Crosby handed out scorecards and pencils for the starter at Cypress Point, and he followed celebrities around Cypress, Pebble and Spyglass Hill during his dad’s tournament. Then, to cement his interest in the game, another Northern California kid – Miller – climbed to dizzying heights, not only winning the Open in 1973 but also rolling to eight PGA Tour victories (including the Crosby) the following year.
“Johnny’s success in the early 70s was a big event for me,” says Crosby, who now resides in South Florida. “My mom had a daytime television show – on-site at the tournament – and Johnny appeared on that a couple of times. … Dad’s tournament was my original stimulator, and I quickly became a golf junkie.”
Crosby might have been an unlikely USGA champion, but Venturi overcame the most obstacles. He enjoyed an accomplished amateur career – famously dueling with Harvie Ward in the finals of the 1956 San Francisco City Championship, with 10,000 spectators tagging along at Harding Park – but Venturi’s path to prominence as a pro included several speed bumps.
He overcame a severe stutter, weathered two crushing Masters Tournament losses, sustained lingering injuries from a September 1961 car accident and disappeared into a long, maddening, career-threatening slump. So playing 36 holes in scorching heat and humidity, amid U.S. Open tension, seemed a fitting trial.

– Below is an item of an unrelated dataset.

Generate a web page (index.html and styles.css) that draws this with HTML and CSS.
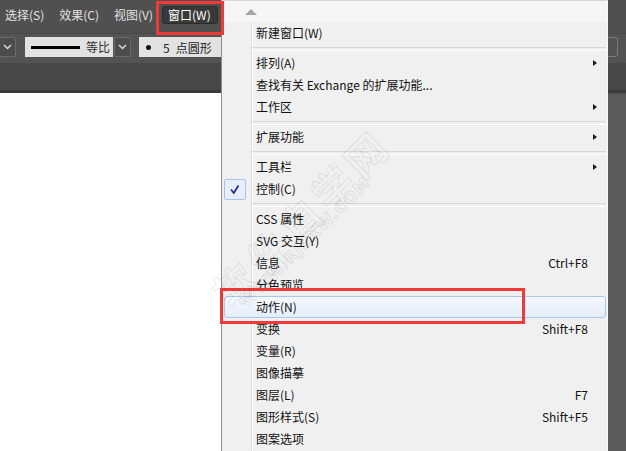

Venturi, one of two players to survive local and sectional qualifying to win a U.S. Open, became an enduring symbol of perseverance in winning the Open under brutal conditions on June 20, 1964. He fought through dehydration and exhaustion, but it’s also important to remember where his career stood at the time. He hadn’t won in nearly four years and, less than a month earlier, he was practically broke and on the brink of returning to the Bay Area to find a real job.